Reclaiming time at home, Plenitude style, would free up resources, reduce our carbon footprint, and replenish the local human connections that became so depleted in the boom years.
Plenitude reminds us what happens when we hop off the work-and-consume rabbit-wheel. Schor may sound pompous when she calls making, growing, repairing, and doing things for ourselves ‘self-provisioning’, but she restates a liberating truth – the less we have to buy, the less we have to earn.
The alternative: passionate consumption
We can reclaim our time, do things we enjoy (I LOVE my bees) and produce top quality products that wouldn’t necessarily be available otherwise. We can be high-tech and innovate: organisations like OOOBY employ internet connectivity to help people distribute and trade the fruits of their backyards. DIY can become an economically viable use of time.

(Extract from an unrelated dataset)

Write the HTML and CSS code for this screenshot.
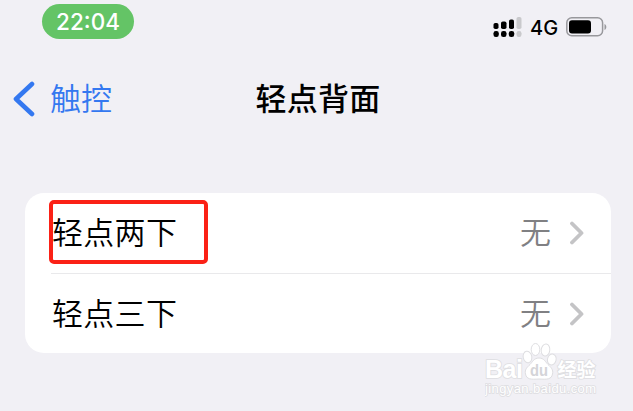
FILE: index.html
```html
<!DOCTYPE html>
<html lang="zh-CN">
<head>
    <meta charset="UTF-8">
    <meta name="viewport" content="width=device-width, initial-scale=1.0">
    <title>轻点背面</title>
    <link rel="stylesheet" href="styles.css">
</head>
<body>

    <div class="status-bar">
        <div class="time">22:04</div>
        <div class="status-right">
            <svg class="signal" width="30" height="22" viewBox="0 0 30 22">
                <g fill="#000">
                    <rect x="0.5" y="7" width="5" height="6" rx="1.8"/>
                    <rect x="8" y="5.5" width="5.5" height="7.5" rx="1.8"/>
                    <rect x="16" y="3.5" width="5" height="9.5" rx="1.8"/>
                    <rect x="0.5" y="15" width="5.3" height="6" rx="2.3"/>
                    <rect x="8" y="15" width="5.5" height="6" rx="2.3"/>
                    <rect x="15.8" y="15" width="5.4" height="6" rx="2.3"/>
                </g>
                <g fill="#c9c9cc">
                    <rect x="23.5" y="1" width="5" height="12" rx="1.8"/>
                    <rect x="23.5" y="15" width="5" height="6" rx="2.3"/>
                </g>
            </svg>
            <span class="network">4G</span>
            <svg class="battery" width="42" height="20" viewBox="0 0 42 20">
                <rect x="0.8" y="0.8" width="35.8" height="18" rx="5" fill="none" stroke="#98989c" stroke-width="1.5"/>
                <rect x="3" y="3.2" width="22" height="13.3" rx="3" fill="#000"/>
                <path d="M38.5 7v6c2.4-1 2.4-5 0-6z" fill="#98989c"/>
            </svg>
        </div>
    </div>

    <div class="nav-bar">
        <a class="back">
            <svg width="22" height="36" viewBox="0 0 22 36">
                <path d="M19 3L3 18l16 15" fill="none" stroke="#3478f0" stroke-width="4.6" stroke-linecap="round" stroke-linejoin="round"/>
            </svg>
            <span>触控</span>
        </a>
        <h1>轻点背面</h1>
    </div>

    <div class="card">
        <div class="row">
            <span class="label marked">轻点两下</span>
            <span class="value">无</span>
            <svg class="arrow" width="14" height="24" viewBox="0 0 14 24">
                <path d="M2 2.5L11.5 12 2 21.5" fill="none" stroke="#c4c4c6" stroke-width="3.8" stroke-linecap="round" stroke-linejoin="round"/>
            </svg>
        </div>
        <div class="row">
            <span class="label">轻点三下</span>
            <span class="value">无</span>
            <svg class="arrow" width="14" height="24" viewBox="0 0 14 24">
                <path d="M2 2.5L11.5 12 2 21.5" fill="none" stroke="#c4c4c6" stroke-width="3.8" stroke-linecap="round" stroke-linejoin="round"/>
            </svg>
        </div>
    </div>

    <!-- watermark over the bottom corner -->
    <div class="watermark">
        <svg width="114" height="58" viewBox="0 0 114 58">
            <g fill="#fff" stroke="#dedee1" stroke-width="1">
                <ellipse cx="42.5" cy="17" rx="4.3" ry="5.8" transform="rotate(-12 42.5 17)"/>
                <ellipse cx="50.5" cy="9.5" rx="4.3" ry="6"/>
                <ellipse cx="60.5" cy="10" rx="4.3" ry="6" transform="rotate(8 60.5 10)"/>
                <ellipse cx="66.8" cy="19.5" rx="4.3" ry="5.5" transform="rotate(15 66.8 19.5)"/>
                <path d="M54 18c-5 0-6.5 4-9 6.5-3 3-5.5 5-4.5 9.5 1 5.5 5.5 5.5 13.5 5 8 .5 12.5.5 13.5-5 1-4.5-1.5-6.5-4.5-9.500C60.5 22 59 18 54 18z"/>
            </g>
            <g class="wm-text">
                <text class="wm-logo" x="0" y="38" textLength="38">Bai</text>
                <text class="wm-du" x="45" y="36" textLength="18" lengthAdjust="spacingAndGlyphs">du</text>
                <text class="wm-cn" x="72.5" y="37" textLength="38">经验</text>
                <text class="wm-url" x="0" y="53" textLength="111">jingyan.baidu.com</text>
            </g>
        </svg>
    </div>

</body>
</html>
```
FILE: styles.css
```css
*,
*::after {
    box-sizing: border-box;
}

body {
    margin: 0;
    height: 411px;
    overflow: hidden;
    position: relative;
    background-color: #f1f0f5;
    color: #000;
    font-family: "Inter", "Noto Sans CJK SC", sans-serif;
}

svg {
    display: block;
    flex-shrink: 0;
}

.status-bar {
    display: flex;
    justify-content: space-between;
    height: 60px;
    padding: 4px 25px 0 42px;
}

.time {
    width: 92px;
    height: 35px;
    border-radius: 18px;
    background-color: #64c466;
    color: #fff;
    font-size: 22.5px;
    font-weight: 450;
    line-height: 36px;
    text-align: center;
}

.status-right {
    display: flex;
    align-items: center;
    height: 46px;
}

.network {
    width: 28px;
    margin: 1px 8px 0 7px;
    font-size: 20px;
    font-weight: 450;
}

/* Navigation */
.nav-bar {
    position: relative;
    display: flex;
    align-items: center;
    height: 78px;
    padding-left: 13px;
}

.back {
    display: flex;
    align-items: center;
    gap: 15px;
    color: #3478f0;
    font-size: 31px;
    font-weight: 350;
}

.back span {
    padding-bottom: 5px;
}

.nav-bar h1 {
    position: absolute;
    left: 0;
    right: 0;
    margin: 0;
    padding: 0 0 5px 3px;
    font-size: 31px;
    font-weight: 500;
    letter-spacing: 0.3px;
    text-align: center;
}

/* List */
.card {
    margin: 55px 22px 0 25px;
    border-radius: 19px;
    background-color: #fff;
}

.row {
    display: flex;
    align-items: center;
    height: 80px;
    margin-left: 26px;
    padding-right: 27px;
}

.row + .row {
    border-top: 1px solid #e9e9eb;
}

.label {
    position: relative;
    padding: 0 0 5px 1px;
    font-size: 31px;
    font-weight: 350;
    letter-spacing: 0.3px;
}

.marked::after {
    content: "";
    position: absolute;
    left: -2px;
    top: 50%;
    width: 159px;
    height: 64px;
    margin-top: -33px;
    border: 4px solid #fb2116;
    border-radius: 5px;
}

.value {
    margin-left: auto;
    margin-right: 19px;
    padding-bottom: 5px;
    color: #808083;
    font-size: 31px;
    font-weight: 350;
}

/* Watermark */
.watermark {
    position: absolute;
    left: 485px;
    top: 340px;
}

.wm-text {
    fill: #fff;
    stroke: #dedee1;
    stroke-width: 1.6px;
    paint-order: stroke;
    font-family: "Liberation Sans", "Noto Sans CJK SC", sans-serif;
}

.wm-logo {
    font-size: 25px;
    font-weight: bold;
}

.wm-du {
    fill: #d4d4d8;
    stroke: none;
    font-size: 16px;
    font-weight: bold;
}

.wm-cn {
    font-size: 19px;
    font-weight: bold;
}

.wm-url {
    font-size: 13px;
}
```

Plenitude advocates a form of passionate consumption which is deliberate in the creation of rich, materially bountiful lifestyles. It recognises the value of time and natural resources like clean air and water, things that currently – and disastrously – are not incorporated in basic accounting today. It might require businesses to take back whatever they sell, while we revel in fabulous durable tailoring, low impact electronics, delicious local food.
This possibility of a materially bountiful world in which jobs take up less of our time may seem utopian, especially now, when a scarcity mentality dominates the economic conversation.
But there are already signs that a culture shift is underway.
We are tiring of rush and stress. We’ve hurtled from consumer boom to ecological and economic bust. Facing this period of stagnation especially, it makes sense for us as individuals to pioneer a new approach. As Gandhi said, "there is more to life than increasing its speed."